If the modification ratio is not within the thresholds (step 540=No), then the speech segment is multiplied by the non-bypass window in step 570 to create a windowed segment, snb. The non-bypass window is centered at marks[I]. In step 575, the pitch modification algorithm is called. The pitch modified algorithm produces a modified speech segment, snbm, and the increment. In step 580, the modified speech segment, snbm, is overlapped and added to the output buffer of the overlap-add module. Steps 570, 575, and 580 are the “non-bypass” steps.
In step 585, the time instant is incremented via the following formula: ts=ts+increment. In step 590, the variable I is incremented by one. Method 500 continues until all speech segments have been processed.
Turning now to
As is known in the art, the methods and apparatus discussed herein may be distributed as an article of manufacture that itself comprises a computer-readable medium having computer-readable code means embodied thereon. The computer-readable program code means is operable, in conjunction with a computer system such as computer system 600, to carry out all or some of the steps to perform the methods or create the apparatuses discussed herein. The computer-readable medium may be a recordable medium (e.g., floppy disks, hard drives, optical disks, or memory cards) or may be a transmission medium (e.g., a network comprising fiber-optics, the world-wide web, cables, or a wireless channel). Any medium known or developed that can store information suitable for use with a computer system may be used. The computer-readable code means is any mechanism for allowing a computer to read instructions and data, such as magnetic variations on a magnetic medium or height variations on the surface of a compact disk.
Memory 620 configures the processor 610 to implement the methods, steps, and functions disclosed herein.

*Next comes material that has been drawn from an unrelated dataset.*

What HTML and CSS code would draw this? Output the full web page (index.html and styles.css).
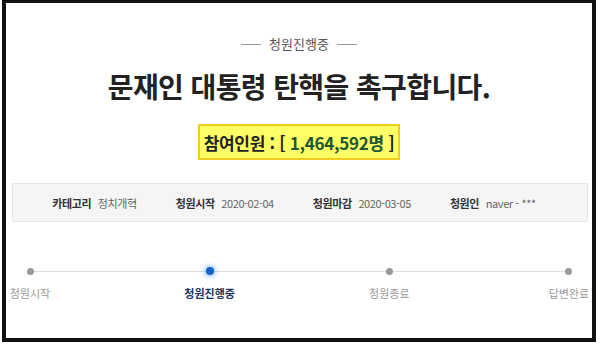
FILE: index.html
```html
<!DOCTYPE html>
<html lang="ko">

<head>
  <meta charset="UTF-8">
  <meta name="viewport" content="width=device-width, initial-scale=1.0">
  <title>청원진행중</title>
  <link rel="stylesheet" href="styles.css">
</head>

<body>
  <div class="frame">
    <p class="status"><span class="dash"></span>청원진행중<span class="dash"></span></p>
    <h1 class="title">문재인 대통령 탄핵을 촉구합니다.</h1>

    <div class="count-wrap">
      <div class="count">참여인원 : [ <span class="num">1,464,592명</span> ]</div>
    </div>

    <ul class="info">
      <li><strong>카테고리</strong> 정치개혁</li>
      <li><strong>청원시작</strong> 2020-02-04</li>
      <li><strong>청원마감</strong> 2020-03-05</li>
      <li><strong>청원인</strong> naver - ***</li>
    </ul>

    <ol class="steps">
      <li class="step"><span class="dot"></span><span class="label">청원시작</span></li>
      <li class="step active"><span class="dot"></span><span class="label">청원진행중</span></li>
      <li class="step"><span class="dot"></span><span class="label">청원종료</span></li>
      <li class="step"><span class="dot"></span><span class="label">답변완료</span></li>
    </ol>
  </div>
</body>

</html>
```

FILE: styles.css
```css
/* 청원 상세 상단 영역 */
body {
  margin: 0;
  background-color: #fff;
  font-family: 'Noto Sans CJK KR', 'Noto Sans', sans-serif;
  color: #222;
}

.frame {
  box-sizing: border-box;
  width: 594px;
  height: 342px;
  margin-left: 2px;
  border: 4px solid #111;
  border-top-width: 3px;
  background-color: #fff;
}

.status {
  display: flex;
  justify-content: center;
  align-items: center;
  gap: 8px;
  margin: 0;
  padding-top: 32px;
  font-size: 13px;
  line-height: 18px;
  color: #555;
}

.status .dash {
  width: 20px;
  height: 1px;
  background-color: #999;
}

.title {
  margin: 13px 0 0;
  text-align: center;
  font-size: 28px;
  line-height: 40px;
  font-weight: 700;
  color: #222;
  letter-spacing: -0.6px;
}

.count-wrap {
  display: flex;
  justify-content: center;
  margin-top: 18px;
}

.count {
  box-sizing: border-box;
  height: 36px;
  padding: 0 4px;
  display: flex;
  align-items: center;
  background-color: #ffff66;
  border: 2px solid #f0cc1c;
  font-size: 17px;
  font-weight: 700;
  color: #222;
  letter-spacing: -0.3px;
  white-space: pre;
}

.count .num {
  color: #1d5632;
}

.info {
  box-sizing: border-box;
  display: flex;
  justify-content: center;
  gap: 39px;
  height: 39px;
  margin: 23px 4px 0 6px;
  padding: 0 12px 0 0;
  align-items: center;
  list-style: none;
  background-color: #f5f5f5;
  border: 1px solid #e4e4e4;
  border-radius: 2px;
  font-size: 11px;
  color: #666;
  letter-spacing: -0.4px;
}

.info strong {
  margin-right: 4px;
  font-weight: 700;
  color: #333;
}

.steps {
  display: flex;
  justify-content: space-between;
  margin: 44px 0 0;
  padding: 0 1px 0 2px;
  list-style: none;
  background: linear-gradient(#ddd, #ddd) no-repeat 24px 5px;
  background-size: calc(100% - 47px) 1px;
}

.step {
  width: 44px;
  display: flex;
  flex-direction: column;
  align-items: center;
}

.dot {
  width: 7px;
  height: 7px;
  margin-top: 2px;
  border-radius: 50%;
  background-color: #999;
}

.label {
  margin-top: 10px;
  white-space: nowrap;
  font-size: 11px;
  line-height: 16px;
  color: #9a9a9a;
}

.step.active .dot {
  width: 8px;
  height: 8px;
  margin-top: 1px;
  background-color: #1463c9;
  box-shadow: 0 0 4px 2px rgba(60, 140, 255, 0.45);
}

.step.active .label {
  font-weight: 700;
  color: #1c3561;
}
```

The memory 620 could be distributed or local and the processor 610 could be distributed or singular. The memory 620 could be implemented as an electrical, magnetic or optical memory, or any combination of these or other types of storage devices. Moreover, the term “memory” should be construed broadly enough to encompass any information able to be read from or written to an address in the addressable space accessed by processor 610. With this definition, information on a network, accessible through network interface 630, is still within memory 620 because the processor 610 can retrieve the information from the network. It should be noted that each distributed processor that makes up processor 610 generally contains its own addressable memory space. It should also be noted that some or all of computer system 600 can be incorporated into an application-specific or general-use integrated circuit. As such, the steps shown in
The embodiments described above are merely illustrative and may be changed through techniques known to those skilled in the art. For instance, the embodiments described above determine a pitch modification ratio, R, and use low and high ratio thresholds Rl and Rh, respectively. Any suitable techniques for determining how much pitch is being changed from a current pitch to a requested pitch and for setting thresholds based thereon are suitable for use with the present invention.
Furthermore, different speech segment modification techniques may be used in addition to those described. For example, the pitch modification techniques described in U.S. Pat. Nos. 5,327,498, and 5,524,172 (incorporated by reference above) may be used in the “bypass” path of the present invention. A multitude of different pitch modification techniques may be used as the pitch modification algorithm of the present invention. If desired, there could be three paths: (1) a “bypass” path as in the description above, chosen when pitch change is small; (2) a relatively simple pitch modification technique used when pitch change is a medium amount; and (3) a complex pitch modification technique used when pitch change is a large amount. However, the “bypass” and “non-bypass” structure described above can be shown to provide about a 25 percent speed improvement (as compared to solely using a complex pitch modification algorithm) with no discernible change in output speech. Consequently, adding additional pitch modification techniques adds complexity with potentially only minor, if any, improvement in speech quality.
Although illustrative embodiments of the present invention have been described herein with reference to the accompanying drawings, it is to be understood that the invention is not limited to those precise embodiments, and that various other changes and modifications may be made by one skilled in the art without departing from the scope or spirit of the invention.